Here, deep in the season of winter, when days are short and nights are long, we have all been forced to deal with the reality of death in ways we never imagined or ever wanted to imagine. What used to be far-away news stories or tragedies that happened to ‘somebody else’ are now flagrantly and ruthlessly being flung into our faces. This is a time marked by loss for certain. But it is also a time of survival.
To find hope in the darkness of winter, our ancestors would light candles and yule logs, a tradition of light in darkness that we see played out in modern times with holiday lights and menorahs. And there is the ancient Chinese proverb that says: “It’s better to light a candle than to curse the darkness.”
I have spent an awful lot of time and energy ‘cursing the darkness’ at many different times in my life. When I do it, I usually find it somewhat cathartic and releasing. But if I continue to curse and curse and curse, I wind up becoming quite depressed and anxious, feeling alone, empty, and hopeless. It helps to curse the darkness, but it doesn’t make it go away. It helps to curse the darkness, but finding ways to accept that it is as much a part of our reality as light can be even more helpful. “Despair is one of grief’s most potent weapons. As long as we are alive there is hope for us, but grief often blots it out. In a total solar eclipse, the sun does not
go away, it is only hidden behind the shadow cast upon it. In the total eclipse of hope, hope is merely hidden behind the shadow cast by grief.” (Jan Warner, Grief Day by Day)
So today, at least, I am going to light a candle instead of spending my time and energy cursing the darkness. As I light this candle, I will pray for all those we have lost, for all those currently suffering, for all those bravely and tirelessly trying to save them, and for all those living in despair and darkness. As I light this candle, I will invite Light into my own heart, into theirs, and into yours as well.

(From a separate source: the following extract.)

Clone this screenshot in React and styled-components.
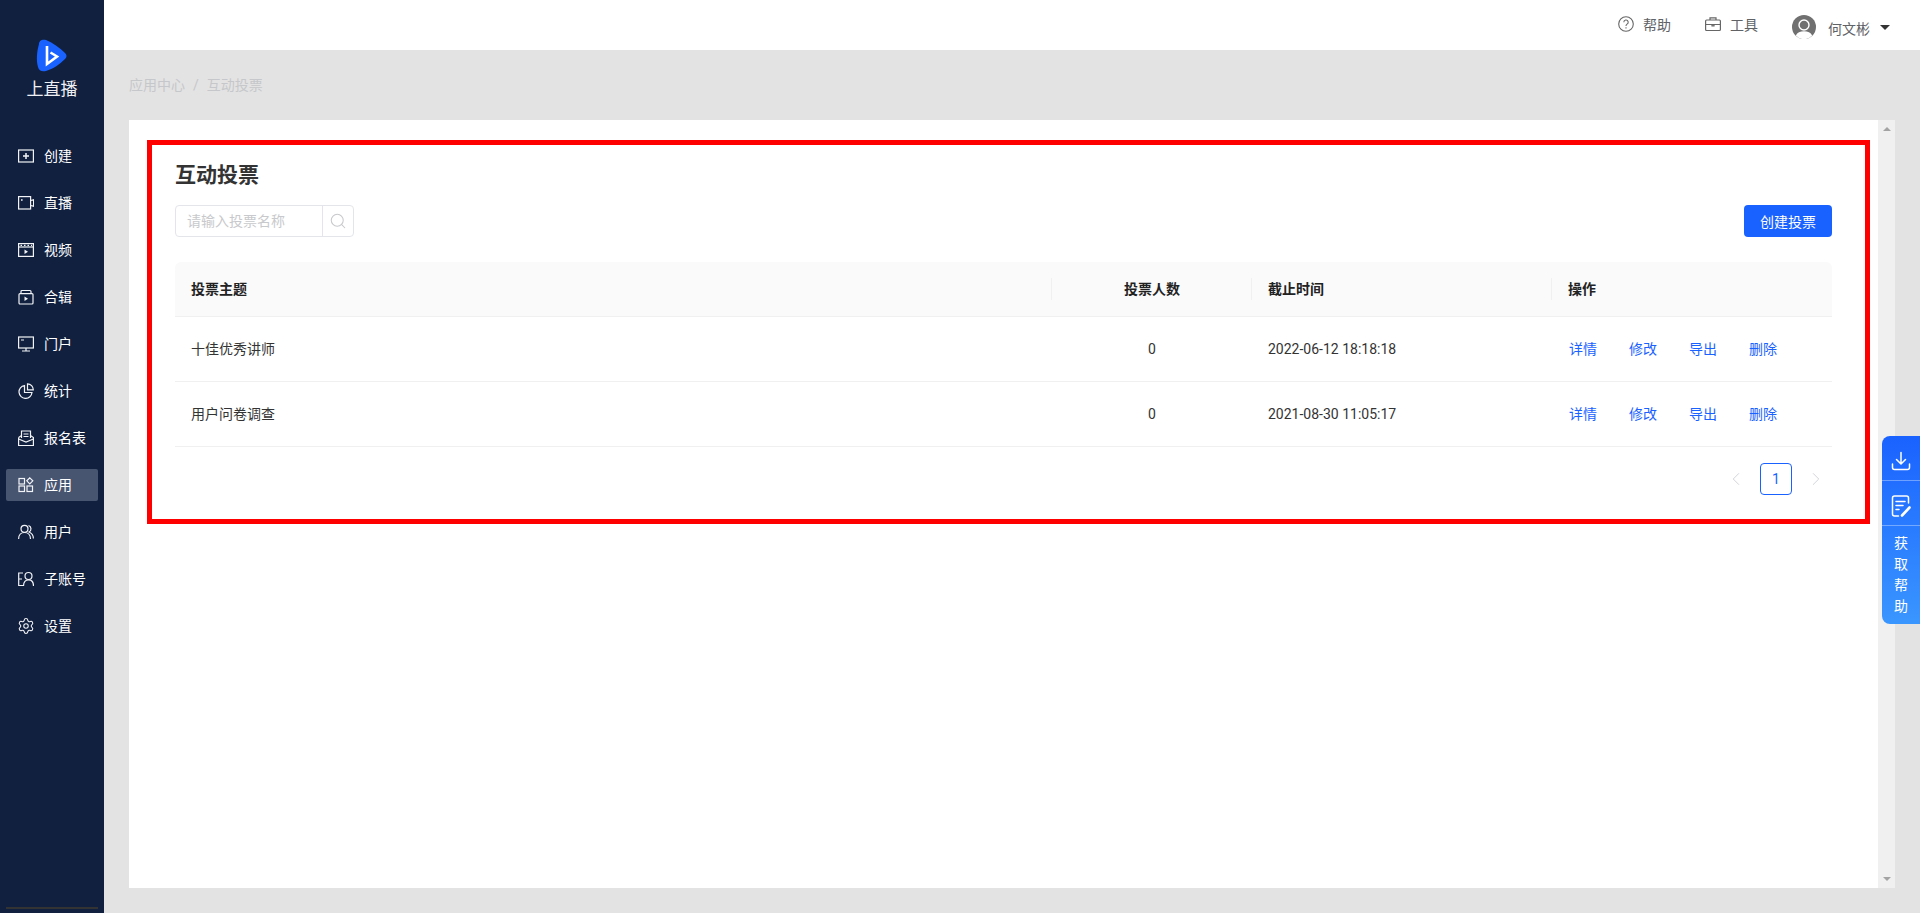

It is better to light a candle than to curse the darkness.
Peace and Serenity, Kevin
P. S…. Yes there is a post-script this week. When I finished writing my reflection above, I did in fact light a candle and placed it in my window (a flame less candle- after two house fires, no more real ones for me). I sat and meditated and prayed for a bit, and when I finished, I looked at my phone. I received a text from a friend who sat next to me at the funeral that I was writing about just a few minutes before. He lived in the friary where there was so much loss. He invited me to travel across the state to have an early Sunday dinner with him in one of our favorite restaurants; it is quite safe and socially distant. He said he needed to get out and do something. I felt the same way, and so I immediately accepted his invitation. As I drove back across the state after having had a delightful time with him and an excellent meal, I was feeling better, and I realized that there certainly is more than one way to light a candle.